Besides changing schedules around a bit, consider relaxing the dress code so your team is more comfortable. Other ideas would be offering unique incentives and rewards for exceeding goals or showing your gratitude.
2. Schedule summer-related activities
Unless it’s brutal outside, most of us want to enjoy the outdoors during the summer. Why not make that happen for your employees? Have you ever heard of ‘walking meetings’ so everyone gets out of that stuffy meeting room. Doing so doesn’t just improve teammates’ moods; it’s also beneficial for their health and can spark creativity.
You could also plan for a number of summer-related activities to make the workplace more fun when everyone would rather be elsewhere. Examples include having a barbecue or ice cream social. Another option is to go on a group outing to a lake or park, participate in team-building activities, or volunteer in the community.
3. Change priorities
You have a question or need verification from a colleague or manager before proceeding. Unfortunately, the person you need is out on leave. What are you going to do?
“This may be a time of fewer distractions because of people being out,” Lynn Taylor, a national workplace expert and author of Tame Your Terrible Office Tyrant, explains; “Capitalize on that by focusing on projects that require strategic thought and planning so you’ll be ready to proceed with your Autumn proposals at a time when the pressure cooker environment returns. You’ll be glad you took advantage of any lulls.”
4. Make the most of the summer slowdown
The summer is a great time to brainstorm, innovate and drive new initiatives. Inspire your colleagues to complete the proactive tasks they don't have time for during busier times of the year.
Additionally, the summer is a great time to allow your team to work on new projects or tackle responsibilities they’ve been itching to take on. For example, if an employee has expressed interest in contributing content to your company blog and social channels, let her go ahead and give it a try.
It is also a great time to encourage your team to take advantage of training and learning development opportunities, like attending a workshop or seminar. While it may not sound the most exciting, summer is also perfect for cleaning up the office and laying the groundwork for upcoming projects.
It is still not that unusual in manufacturing for organisations in the UK to have a two week shut down. Often this also leads to a slow down towards this in the weeks beforehand. This is particularly the case if the majority of your customer base are European, where August in particular is virtually written off as they take their holidays.
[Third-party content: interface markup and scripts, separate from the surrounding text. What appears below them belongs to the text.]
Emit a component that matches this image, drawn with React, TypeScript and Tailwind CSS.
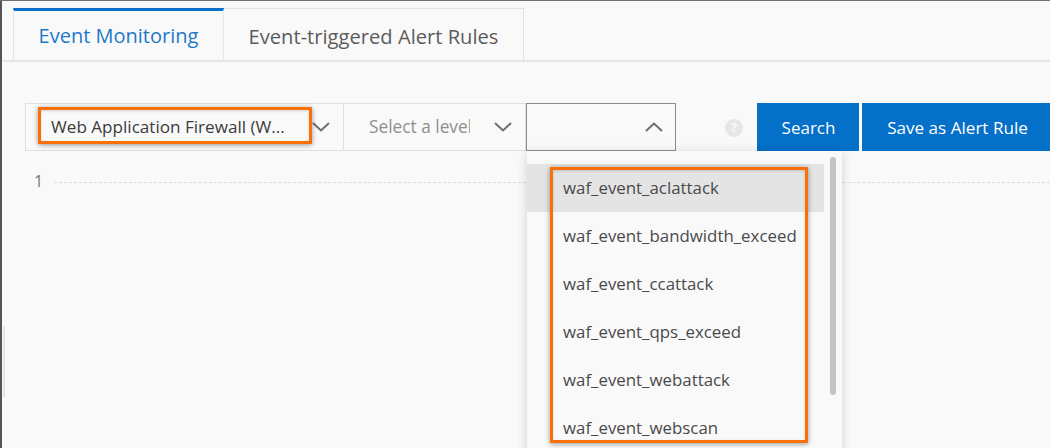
import React from "react";

const font = { fontFamily: '"Open Sans", "Noto Sans", sans-serif' };

function Chevron({ up = false, color = "#6e6e6e" }: { up?: boolean; color?: string }) {
  return (
    <svg width="18" height="10" viewBox="0 0 18 10" fill="none">
      <path d={up ? "M1 9 L9 1.5 L17 9" : "M1 1 L9 8.5 L17 1"} stroke={color} strokeWidth="2" />
    </svg>
  );
}

const items = [
  "waf_event_aclattack",
  "waf_event_bandwidth_exceed",
  "waf_event_ccattack",
  "waf_event_qps_exceed",
  "waf_event_webattack",
  "waf_event_webscan",
];

export default function App() {
  return (
    <div
      className="relative h-[448px] w-[1050px] overflow-hidden bg-[#f9f9f9] pt-[8px] text-[#4a4a4a]"
      style={font}
    >
      <div className="absolute left-0 top-0 h-full w-[2px] bg-[#555555]" />
      <div className="absolute left-0 top-0 h-[1px] w-full bg-[#707070]" />
      <div className="absolute left-[3px] top-[326px] h-[71px] w-[2px] bg-[#e4e4e4]" />

      {/* Tabs */}
      <div className="flex h-[54px] border-b-2 border-[#e6e6e6] pl-[13px]">
        <div className="flex h-[54px] w-[211px] items-center justify-center border-x border-[#e6e6e6] border-t-[3px] border-t-[#0a70c9] pb-[1px] text-[20px] text-[#1f78c8]">
          Event Monitoring
        </div>
        <div className="flex h-[52px] w-[300px] items-center justify-center border-r border-t border-[#e2e2e2] pt-[3px] text-[20.15px] text-[#5c5c5c]">
          Event-triggered Alert Rules
        </div>
      </div>

      {/* Toolbar */}
      <div className="mt-[41px] flex h-[48px] pl-[25px]">
        <div className="flex w-[319px] items-center justify-between border border-[#e0e0e0] pl-[25px] pr-[13px] text-[17.1px] text-[#3c3c3c]">
          <span>Web Application Firewall (W...</span>
          <Chevron />
        </div>
        <div className="flex w-[182px] items-center justify-between border-y border-r border-[#e0e0e0] pl-[25px] pr-[13px] text-[17.3px] text-[#8f8f8f]">
          <span className="w-[101px] overflow-hidden whitespace-nowrap">Select a level</span>
          <Chevron />
        </div>
        <div className="flex w-[150px] items-center justify-end border border-[#8c8c8c] pr-[12px]">
          <Chevron up />
        </div>
        <div className="flex w-[81px] items-center justify-end pr-[14px] pt-[1px]">
          <div className="flex h-[18px] w-[18px] items-center justify-center rounded-full bg-[#e6e6e6] text-[12px] font-bold text-[#fafafa]">
            ?
          </div>
        </div>
        <div className="flex w-[102px] items-center justify-center bg-[#0470c8] pl-[1px] pt-[1px] text-[17px] text-white">
          Search
        </div>
        <div className="ml-[3px] flex w-[188px] items-center justify-center bg-[#0470c8] pl-[3px] pt-[1px] text-[17.1px] text-white">
          Save as Alert Rule
        </div>
      </div>

      {/* Chart row */}
      <div className="mt-[20px] flex items-center pl-[34px]">
        <span className="w-[20px] text-[16px] leading-[20px] text-[#777777]">1</span>
        <div className="mt-[3px] flex-1 border-t border-dashed border-[#dcdcdc]" />
      </div>

      {/* Dropdown */}
      <div className="absolute left-[527px] top-[151px] h-[310px] w-[315px] bg-[#f9f9f9] pt-[13px] shadow-[0_2px_10px_rgba(0,0,0,0.16)]">
        {items.map((t, i) => (
          <div
            key={t}
            className={`flex h-[48px] w-[297px] items-center pl-[36px] text-[16.85px] text-[#4a4a4a] ${
              i === 0 ? "bg-[#e4e4e4]" : ""
            }`}
          >
            {t}
          </div>
        ))}
        <div className="absolute left-[303px] top-[6px] h-[238px] w-[6px] rounded-full bg-[#c4c4c4]" />
      </div>

      {/* Annotations */}
      <div className="absolute left-[38px] top-[107px] h-[37px] w-[274px] border-[3px] border-[#f96f0a] shadow-[0_1px_5px_rgba(0,0,0,0.4),inset_0_1px_3px_rgba(0,0,0,0.15)]" />
      <div className="absolute left-[550px] top-[167px] h-[276px] w-[258px] border-[3px] border-[#f96f0a] shadow-[0_1px_5px_rgba(0,0,0,0.4),inset_0_1px_3px_rgba(0,0,0,0.15)]" />
    </div>
  );
}
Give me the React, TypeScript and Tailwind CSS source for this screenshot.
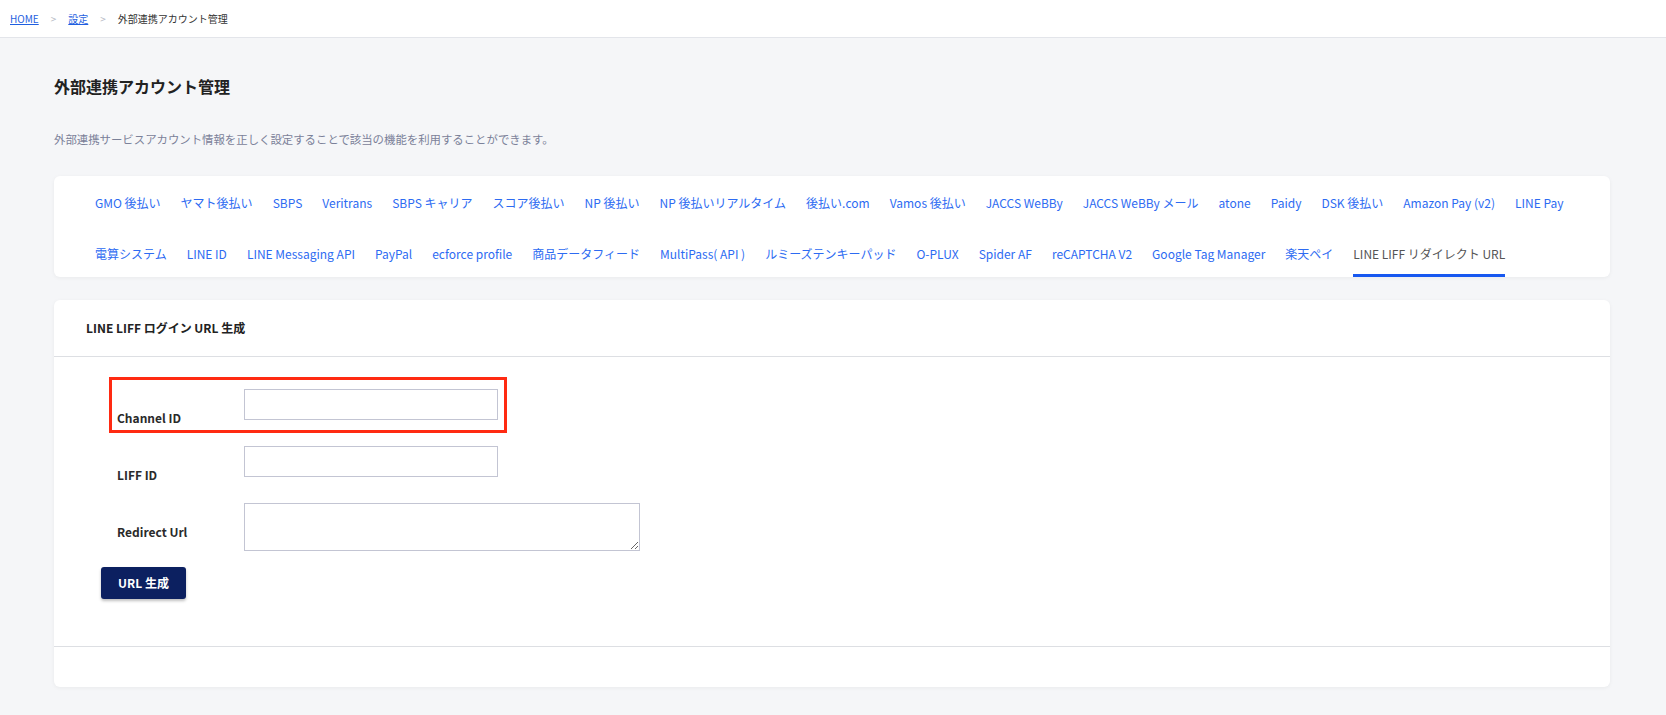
import React from "react";

const tabRows: string[][] = [
  [
    "GMO 後払い",
    "ヤマト後払い",
    "SBPS",
    "Veritrans",
    "SBPS キャリア",
    "スコア後払い",
    "NP 後払い",
    "NP 後払いリアルタイム",
    "後払い.com",
    "Vamos 後払い",
    "JACCS WeBBy",
    "JACCS WeBBy メール",
    "atone",
    "Paidy",
    "DSK 後払い",
    "Amazon Pay (v2)",
    "LINE Pay",
  ],
  [
    "電算システム",
    "LINE ID",
    "LINE Messaging API",
    "PayPal",
    "ecforce profile",
    "商品データフィード",
    "MultiPass( API )",
    "ルミーズテンキーパッド",
    "O-PLUX",
    "Spider AF",
    "reCAPTCHA V2",
    "Google Tag Manager",
    "楽天ペイ",
    "LINE LIFF リダイレクト URL",
  ],
];

const ACTIVE = "LINE LIFF リダイレクト URL";

function Breadcrumb() {
  return (
    <div className="h-[38px] bg-white border-b border-[#e3e5ea] flex items-center px-[10px] gap-[12px] text-[10px]">
      <a href="#" className="text-[#1f5fe0] underline">HOME</a>
      <span className="text-[#b5b9c4]">&gt;</span>
      <a href="#" className="text-[#1f5fe0] underline">設定</a>
      <span className="text-[#b5b9c4]">&gt;</span>
      <span className="text-[#333]">外部連携アカウント管理</span>
    </div>
  );
}

function TabCard() {
  return (
    <div className="bg-white rounded-[6px] shadow-[0_1px_4px_rgba(0,0,0,0.05)] pt-[4px] pl-[41px] pr-[20px] flex flex-col gap-[5px]">
      {tabRows.map((row, i) => (
        <div key={i} className="flex gap-x-[20px]">
          {row.map((t) => (
            <a
              key={t}
              href="#"
              className={
                t === ACTIVE
                  ? "h-[46px] flex items-center whitespace-nowrap text-[12px] text-[#555] border-b-[3px] border-[#1758f0] pt-[3px]"
                  : "h-[46px] flex items-center whitespace-nowrap text-[12px] text-[#2d6bf2]"
              }
            >
              {t}
            </a>
          ))}
        </div>
      ))}
    </div>
  );
}

function FormCard() {
  return (
    <div className="mt-[23px] bg-white rounded-[6px] shadow-[0_1px_4px_rgba(0,0,0,0.05)]">
      <div className="h-[57px] border-b border-[#dddfe3] flex items-center px-[32px]">
        <h2 className="text-[12px] font-bold text-[#222]">LINE LIFF ログイン URL 生成</h2>
      </div>

      <div className="pt-[32px] pl-[47px] pb-[47px] border-b border-[#dddfe3]">
        <div className="pl-[16px] flex flex-col gap-[19px]">
          {/* row 1 with highlight box */}
          <div className="relative flex w-fit">
            <span className="absolute -left-[8px] -right-[9px] -top-[12px] -bottom-[6px] border-[3px] border-[#ff2a12]" />
            <label className="w-[127px] pt-[20px] leading-[18px] text-[12px] font-bold text-[#2a2a2a]">Channel ID</label>
            <input type="text" className="w-[254px] h-[31px] border border-[#c3c5d3] outline-none" />
          </div>

          <div className="flex w-fit">
            <label className="w-[127px] pt-[20px] leading-[18px] text-[12px] font-bold text-[#2a2a2a]">LIFF ID</label>
            <input type="text" className="w-[254px] h-[31px] border border-[#c3c5d3] outline-none" />
          </div>

          <div className="flex w-fit">
            <label className="w-[127px] pt-[20px] leading-[18px] text-[12px] font-bold text-[#2a2a2a]">Redirect Url</label>
            <textarea className="w-[396px] h-[48px] border border-[#c3c5d3] outline-none" />
          </div>
        </div>

        <button className="mt-[16px] w-[85px] h-[32px] rounded-[3px] bg-[#0c2060] text-white text-[12px] font-bold shadow-[0_2px_3px_rgba(0,0,0,0.25)]">
          URL 生成
        </button>
      </div>

      <div className="h-[40px]" />
    </div>
  );
}

export default function App() {
  return (
    <div
      className="min-h-screen bg-[#f5f6f8]"
      style={{ fontFamily: '"Noto Sans CJK JP", "Noto Sans", sans-serif' }}
    >
      <Breadcrumb />
      <main className="pl-[54px] pr-[56px] pt-[37px] pb-[28px]">
        <h1 className="text-[16px] leading-[22px] font-bold text-[#222]">外部連携アカウント管理</h1>
        <p className="mt-[34px] text-[11.4px] leading-[16px] text-[#7b8199]">
          外部連携サービスアカウント情報を正しく設定することで該当の機能を利用することができます。
        </p>
        <div className="mt-[29px]">
          <TabCard />
          <FormCard />
        </div>
      </main>
    </div>
  );
}
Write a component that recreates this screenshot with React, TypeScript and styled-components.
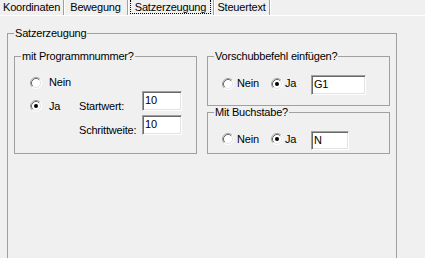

The French in particular view August to be a complete shutdown.
5. Encourage everyone to use their time off
Both you and your employees need time away from work. As Kayla Sloan, a financial productivity expert, explains, this is because it will increase productivity, counterintuitive as that may sound. The reason? It prevents burnout, boosts creativity and provides opportunities to learn more. It also motivates us to do more in less time.
Encourage your team to take proper uninterrupted time away from work this summer. The most effective way to do this is to lead by example and take one yourself. But don’t skimp on employee holiday time. To make sure everything runs smoothly, stagger vacations so there are always enough hands on deck.
6. Develop a work coverage plan
Even though holidays should be encouraged, the sad truth is that employees aren’t using their allocated holiday days. Mainly this is because they are afraid they’ll return to a mountain of work and believe there’s no one else capable of doing their job.
The best way to address this is by having a work coverage plan. This is simply a template that outlines the priorities for each employee. It should also cover the tasks that are time-sensitive, as well as relevant contact information for emergencies. The entire team can take turns picking up some of their co-workers’ responsibilities so they can relax on vacation.
Overall the key message is that instead of fighting the allure of summer, or pretending that it doesn’t happen, look for innovative ways to enjoy the season with your colleagues. Most importantly, use the summer to lighten everyone’s workloads a little and catch up on some much-deserved holiday time. When everyone returns, they’ll be refreshed to keep forging ahead.
It does always seem counterintuitive, but I have been unable to find a single piece of research that indicates it is untrue. Creating a better work life balance overall is really important (see our blog on ‘Blended Working’), but even more so as the days are longer and hopefully the weather is better.